>> start Dataset entries
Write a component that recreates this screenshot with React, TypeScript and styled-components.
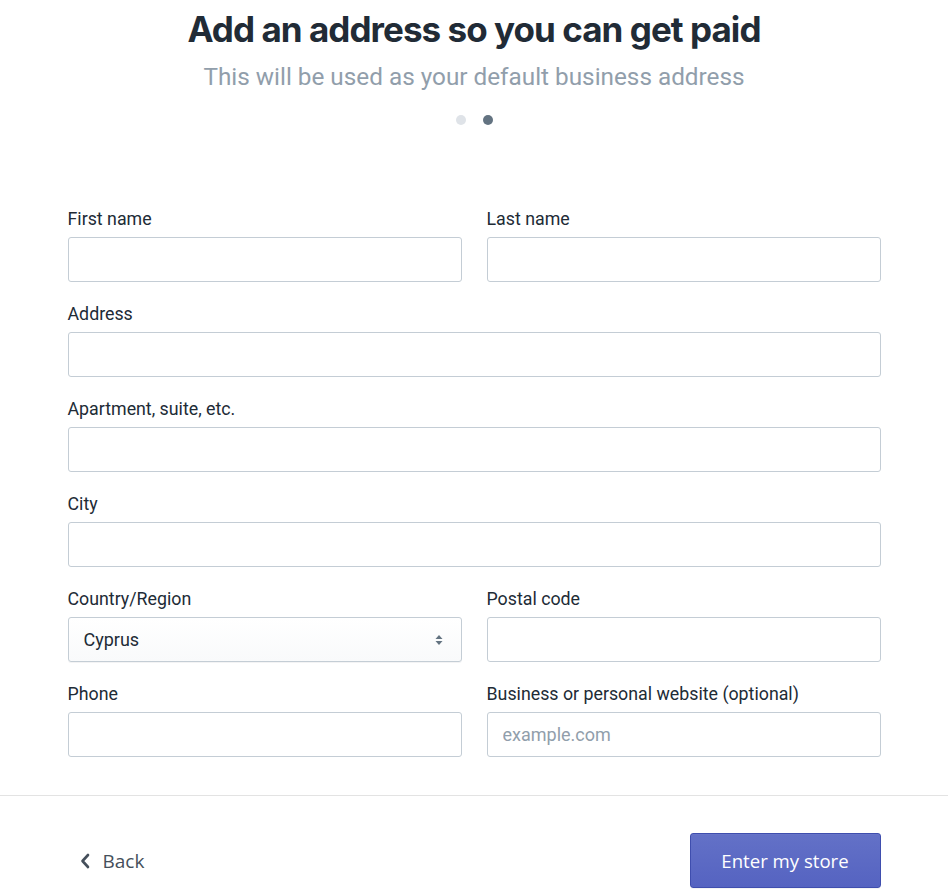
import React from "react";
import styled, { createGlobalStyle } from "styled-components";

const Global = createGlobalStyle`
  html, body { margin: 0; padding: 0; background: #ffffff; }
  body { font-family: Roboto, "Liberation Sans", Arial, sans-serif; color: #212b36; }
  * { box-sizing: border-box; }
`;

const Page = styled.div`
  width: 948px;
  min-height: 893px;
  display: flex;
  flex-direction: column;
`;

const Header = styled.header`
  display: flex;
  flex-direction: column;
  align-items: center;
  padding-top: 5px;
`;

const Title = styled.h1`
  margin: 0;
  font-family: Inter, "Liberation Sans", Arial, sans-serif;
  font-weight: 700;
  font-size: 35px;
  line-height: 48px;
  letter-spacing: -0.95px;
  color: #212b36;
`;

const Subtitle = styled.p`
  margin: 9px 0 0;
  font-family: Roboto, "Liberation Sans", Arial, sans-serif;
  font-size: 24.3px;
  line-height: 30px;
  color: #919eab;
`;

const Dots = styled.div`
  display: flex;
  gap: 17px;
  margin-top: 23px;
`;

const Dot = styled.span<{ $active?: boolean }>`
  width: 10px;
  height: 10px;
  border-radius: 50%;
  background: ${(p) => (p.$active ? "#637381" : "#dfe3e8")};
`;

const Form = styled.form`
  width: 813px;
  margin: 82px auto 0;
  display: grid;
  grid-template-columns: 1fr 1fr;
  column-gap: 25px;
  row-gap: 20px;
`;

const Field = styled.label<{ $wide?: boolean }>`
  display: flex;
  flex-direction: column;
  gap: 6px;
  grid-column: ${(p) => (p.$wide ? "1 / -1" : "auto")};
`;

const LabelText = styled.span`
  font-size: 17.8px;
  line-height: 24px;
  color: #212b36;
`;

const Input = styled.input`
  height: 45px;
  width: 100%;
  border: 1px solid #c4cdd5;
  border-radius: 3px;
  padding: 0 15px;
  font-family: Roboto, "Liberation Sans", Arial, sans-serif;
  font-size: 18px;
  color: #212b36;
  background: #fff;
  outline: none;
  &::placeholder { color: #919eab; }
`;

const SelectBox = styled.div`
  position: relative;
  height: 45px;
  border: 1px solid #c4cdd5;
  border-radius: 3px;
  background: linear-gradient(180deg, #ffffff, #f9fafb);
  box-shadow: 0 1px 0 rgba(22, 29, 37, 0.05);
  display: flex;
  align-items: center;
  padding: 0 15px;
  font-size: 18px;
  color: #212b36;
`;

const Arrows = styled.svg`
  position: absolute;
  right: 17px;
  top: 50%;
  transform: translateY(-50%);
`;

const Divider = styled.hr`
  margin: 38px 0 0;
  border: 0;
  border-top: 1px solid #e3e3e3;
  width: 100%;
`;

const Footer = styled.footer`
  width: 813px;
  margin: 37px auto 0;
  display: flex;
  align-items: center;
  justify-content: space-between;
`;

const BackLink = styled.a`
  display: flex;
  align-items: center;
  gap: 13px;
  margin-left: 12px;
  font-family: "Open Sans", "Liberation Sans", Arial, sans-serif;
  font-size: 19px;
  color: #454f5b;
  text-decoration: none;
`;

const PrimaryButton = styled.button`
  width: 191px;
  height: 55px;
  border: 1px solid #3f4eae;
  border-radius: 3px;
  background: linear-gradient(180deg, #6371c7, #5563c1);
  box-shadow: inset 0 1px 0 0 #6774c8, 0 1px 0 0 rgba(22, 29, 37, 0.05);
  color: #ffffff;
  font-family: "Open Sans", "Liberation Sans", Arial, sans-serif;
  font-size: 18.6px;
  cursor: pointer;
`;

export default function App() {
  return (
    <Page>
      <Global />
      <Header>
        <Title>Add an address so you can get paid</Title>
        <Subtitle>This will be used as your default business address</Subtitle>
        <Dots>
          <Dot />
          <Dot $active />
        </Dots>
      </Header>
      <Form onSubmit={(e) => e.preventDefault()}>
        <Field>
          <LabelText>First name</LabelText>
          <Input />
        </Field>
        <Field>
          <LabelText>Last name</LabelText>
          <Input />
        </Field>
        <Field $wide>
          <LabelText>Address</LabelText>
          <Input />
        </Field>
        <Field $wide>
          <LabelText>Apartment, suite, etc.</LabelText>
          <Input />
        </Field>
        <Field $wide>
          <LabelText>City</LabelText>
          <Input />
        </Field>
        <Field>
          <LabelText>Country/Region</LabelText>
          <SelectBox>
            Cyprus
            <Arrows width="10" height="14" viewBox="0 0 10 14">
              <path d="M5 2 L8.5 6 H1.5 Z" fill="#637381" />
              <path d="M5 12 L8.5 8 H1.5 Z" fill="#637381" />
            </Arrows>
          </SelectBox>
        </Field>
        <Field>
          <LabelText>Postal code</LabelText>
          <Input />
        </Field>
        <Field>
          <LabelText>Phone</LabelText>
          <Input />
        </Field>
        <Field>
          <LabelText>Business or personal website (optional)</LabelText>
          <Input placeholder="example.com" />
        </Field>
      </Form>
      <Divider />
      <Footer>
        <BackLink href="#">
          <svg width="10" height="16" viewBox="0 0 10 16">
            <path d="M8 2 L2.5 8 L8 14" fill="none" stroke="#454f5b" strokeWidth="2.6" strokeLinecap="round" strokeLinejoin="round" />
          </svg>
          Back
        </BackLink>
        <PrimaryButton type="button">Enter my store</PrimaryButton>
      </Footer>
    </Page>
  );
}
>> end Dataset entries
>> start Dataset entries
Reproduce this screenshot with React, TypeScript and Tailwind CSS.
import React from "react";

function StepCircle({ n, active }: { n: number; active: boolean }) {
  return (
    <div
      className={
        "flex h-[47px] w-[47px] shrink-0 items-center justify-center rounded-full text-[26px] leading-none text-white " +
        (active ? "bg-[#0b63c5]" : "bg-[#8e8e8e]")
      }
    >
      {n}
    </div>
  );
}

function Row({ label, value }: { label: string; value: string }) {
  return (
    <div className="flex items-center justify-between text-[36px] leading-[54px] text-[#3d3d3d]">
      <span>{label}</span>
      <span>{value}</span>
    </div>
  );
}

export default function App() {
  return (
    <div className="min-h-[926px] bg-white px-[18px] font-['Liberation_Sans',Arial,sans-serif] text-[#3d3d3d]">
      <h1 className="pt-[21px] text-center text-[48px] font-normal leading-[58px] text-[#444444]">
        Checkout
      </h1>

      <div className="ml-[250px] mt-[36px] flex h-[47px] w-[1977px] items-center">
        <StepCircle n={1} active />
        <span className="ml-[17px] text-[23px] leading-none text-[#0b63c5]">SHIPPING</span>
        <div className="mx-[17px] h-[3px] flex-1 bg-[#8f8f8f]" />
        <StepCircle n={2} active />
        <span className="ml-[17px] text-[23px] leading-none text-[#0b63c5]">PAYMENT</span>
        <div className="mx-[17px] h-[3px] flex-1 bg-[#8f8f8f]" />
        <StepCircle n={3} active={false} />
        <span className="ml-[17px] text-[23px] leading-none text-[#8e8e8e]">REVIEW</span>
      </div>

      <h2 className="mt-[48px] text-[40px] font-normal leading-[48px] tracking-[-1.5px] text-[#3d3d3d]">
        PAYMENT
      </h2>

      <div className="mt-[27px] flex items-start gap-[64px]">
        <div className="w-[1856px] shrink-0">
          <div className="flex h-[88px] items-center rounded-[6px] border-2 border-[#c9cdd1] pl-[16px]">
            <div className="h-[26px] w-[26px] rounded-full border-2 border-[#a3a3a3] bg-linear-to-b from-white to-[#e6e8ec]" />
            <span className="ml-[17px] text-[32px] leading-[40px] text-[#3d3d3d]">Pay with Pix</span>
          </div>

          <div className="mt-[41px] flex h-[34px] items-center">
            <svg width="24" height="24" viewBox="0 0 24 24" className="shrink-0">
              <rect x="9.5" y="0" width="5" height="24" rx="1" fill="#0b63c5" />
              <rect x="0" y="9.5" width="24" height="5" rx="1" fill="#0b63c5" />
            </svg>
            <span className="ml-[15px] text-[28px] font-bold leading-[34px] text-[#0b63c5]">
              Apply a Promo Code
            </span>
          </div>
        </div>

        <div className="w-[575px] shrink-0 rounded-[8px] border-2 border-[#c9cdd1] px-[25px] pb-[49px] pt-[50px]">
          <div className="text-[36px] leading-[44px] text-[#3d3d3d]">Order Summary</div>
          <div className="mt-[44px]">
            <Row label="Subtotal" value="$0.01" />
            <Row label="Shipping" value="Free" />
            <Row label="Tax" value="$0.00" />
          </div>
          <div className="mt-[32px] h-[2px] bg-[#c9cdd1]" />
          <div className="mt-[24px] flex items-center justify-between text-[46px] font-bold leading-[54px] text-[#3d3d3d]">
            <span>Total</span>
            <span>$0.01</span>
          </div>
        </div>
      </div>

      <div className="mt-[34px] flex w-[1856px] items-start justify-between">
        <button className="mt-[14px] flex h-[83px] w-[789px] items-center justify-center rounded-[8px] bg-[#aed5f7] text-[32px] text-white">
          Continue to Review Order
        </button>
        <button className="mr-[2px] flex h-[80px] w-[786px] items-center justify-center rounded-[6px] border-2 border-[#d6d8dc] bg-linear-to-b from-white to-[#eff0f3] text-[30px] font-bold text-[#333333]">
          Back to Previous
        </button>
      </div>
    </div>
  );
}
>> end Dataset entries
Tally the lines above containing "components". Answer with the count only.

Answer for this exercise →
2